When I was 5, I was sexually molested. I remember every single moment. I will not say anything more, but it could have ruined me. Don’t get me wrong. It created some issues and I’m sure some subconsciously because I suppressed so far in my heart, I tried to pretend it didn’t happen. It could have destroyed me and sent me down a dark path. I took this as one of those moments that shaped me. I am a sensitive person and all of these things contributed to it.
See, those good moments and those bad moments have the same effect but not the same intensity. I want more babies just to feel that feeling again. I’ll never forget when my son was born (my second), I didn’t want to leave the hospital. Most people want to go home and get back to their routine. I laid there, with his little body against mine all tucked in my shirt, alone just looking around and praying to God. I didn’t want to take this little body into this cruel, yet amazing world. I didn’t want to go back to real life where the chaos doesn’t stop. I cried and cried and sobbed. I too a picture of my room to signify that moment.

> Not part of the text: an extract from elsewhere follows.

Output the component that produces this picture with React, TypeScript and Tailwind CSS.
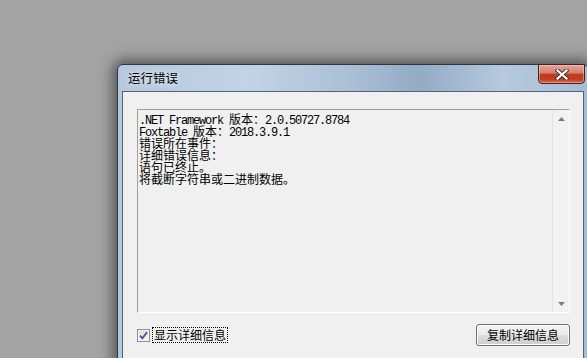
import React from 'react'

const lines = [
  '.NET Framework 版本：2.0.50727.8784',
  'Foxtable 版本：2018.3.9.1',
  '错误所在事件：',
  '详细错误信息：',
  '语句已终止。',
  '将截断字符串或二进制数据。',
]

// ascii runs get squeezed to 6px cells, cjk keeps its 12px cell
function MixedLine({ text }: { text: string }) {
  const parts = text.match(/[\x00-\x7f]+|[^\x00-\x7f]+/g) ?? []
  return (
    <div className="h-[12px] leading-[12px] whitespace-pre">
      {parts.map((p, i) =>
        /^[\x00-\x7f]/.test(p) ? (
          <span key={i} className="font-['Liberation_Mono',monospace] tracking-[-1.2px]">
            {p}
          </span>
        ) : (
          <span key={i} className="font-['Noto_Sans_CJK_SC',sans-serif]">
            {p}
          </span>
        )
      )}
    </div>
  )
}

function CloseButton() {
  return (
    <div className="absolute right-[3px] top-[-1px] flex h-[20px] w-[47px] items-center justify-center rounded-b-[4px] border border-[#3d2320] bg-[linear-gradient(180deg,#e6a497_0%,#d67d6b_45%,#c23a1e_52%,#c13c20_78%,#d8694c_100%)] shadow-[inset_0_0_0_1px_rgba(255,210,200,0.45)]">
      <svg width="14" height="11" viewBox="0 0 14 11">
        <path d="M2.5 1.5 L11.5 9.5 M11.5 1.5 L2.5 9.5" stroke="#3a3a3a" strokeWidth="4.2" strokeLinecap="square" />
        <path d="M2.5 1.5 L11.5 9.5 M11.5 1.5 L2.5 9.5" stroke="#ffffff" strokeWidth="2.2" strokeLinecap="square" />
      </svg>
    </div>
  )
}

function Arrow({ up }: { up?: boolean }) {
  return (
    <div className="flex h-[17px] w-full items-center justify-center">
      <svg width="7" height="4" viewBox="0 0 7 4">
        <path d={up ? 'M0 4 L3.5 0 L7 4 Z' : 'M0 0 L3.5 4 L7 0 Z'} fill="#7a7a7a" />
      </svg>
    </div>
  )
}

export default function App() {
  return (
    <div className="h-[358px] w-[587px] overflow-hidden bg-[#a3a3a3] pl-[117px] pt-[64px] text-[12px] text-black font-['Noto_Sans_CJK_SC',sans-serif]">
      <div className="relative h-[320px] w-[472px] rounded-t-[6px] border border-[#2c3644] bg-[linear-gradient(90deg,#b5c8dd_0%,#c2d3e5_28%,#aabfd5_50%,#93abc6_64%,#b6c9dd_82%,#a6bcd4_100%)] px-[4px] shadow-[0_0_14px_4px_rgba(0,0,0,0.5)]">
        <div className="flex h-[26px] items-center pl-[6px] text-[12.5px] [text-shadow:0_0_6px_#ffffff]">运行错误</div>
        <CloseButton />

        <div className="h-[300px] border border-[#52637a] bg-[#f0f0f0] pl-[14px] pr-[13px] pt-[17px]">
          <div className="flex h-[204px] w-[433px] border-b border-l border-r border-t border-b-white border-l-[#a0a0a0] border-r-white border-t-[#a0a0a0]">
            <div className="flex-1 pl-[1px] pt-[3px]">
              {lines.map((l) => (
                <MixedLine key={l} text={l} />
              ))}
            </div>
            <div className="flex w-[17px] flex-col justify-between border-l border-[#e4e4e4] bg-[#f2f2f2]">
              <Arrow up />
              <Arrow />
            </div>
          </div>

          <div className="mt-[11px] flex h-[22px] items-center justify-between">
            <div className="flex items-center">
              <div className="flex h-[13px] w-[13px] items-center justify-center border border-[#8e8f8f] bg-[linear-gradient(180deg,#dcdcdc,#f6f6f6)] shadow-[inset_0_0_0_1px_#f4f4f4]">
                <svg width="9" height="9" viewBox="0 0 9 9">
                  <path d="M1 4.6 L3.4 7.4 L8 1.2" fill="none" stroke="#41549a" strokeWidth="1.8" />
                </svg>
              </div>
              <div className="ml-[2px] border border-dotted border-black px-[1px] leading-[14px]">显示详细信息</div>
            </div>
            <button className="flex h-[22px] w-[94px] items-center justify-center rounded-[3px] border border-[#707070] bg-[linear-gradient(180deg,#f3f3f3_0%,#ebebeb_48%,#dddddd_52%,#cfcfcf_100%)] shadow-[inset_0_0_0_1px_#fbfbfb]">
              复制详细信息
            </button>
          </div>
        </div>
      </div>
    </div>
  )
}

I feel every ounce of a moment. I have meetings at work all the time and I feel every parents emotion. I’m a teacher and a mom and that’s a really tough battle I have with my inner self on a daily basis. I have 6 sons at work- all special education, trauma, etc. I cry and laugh always on a daily basis.
The point of this post wasn’t to rant about myself and how I cry all the time (but to the people who know me I’m sorry I cry a lot but I won’t change) but to hopefully make you realize that being sensitive isn’t a weakness.
Go out and be you. Be raw and don’t ever change. God made us the way he wanted. Don’t apologize for it. Ever.
I get this a lot. “You’re too sensitive. You let people walk all over you. You can’t always cry or you won’t make it in life.” Go tell a baby not to cry. Yeah, you can’t make someone feel a certain way and during those difficult moments I sometimes wish I didn’t feel so hard. But those good moments- the ones that awaken your heart and soul that you can feel through every bone- yeah that’s why I wouldn’t trade being sensitive for the world.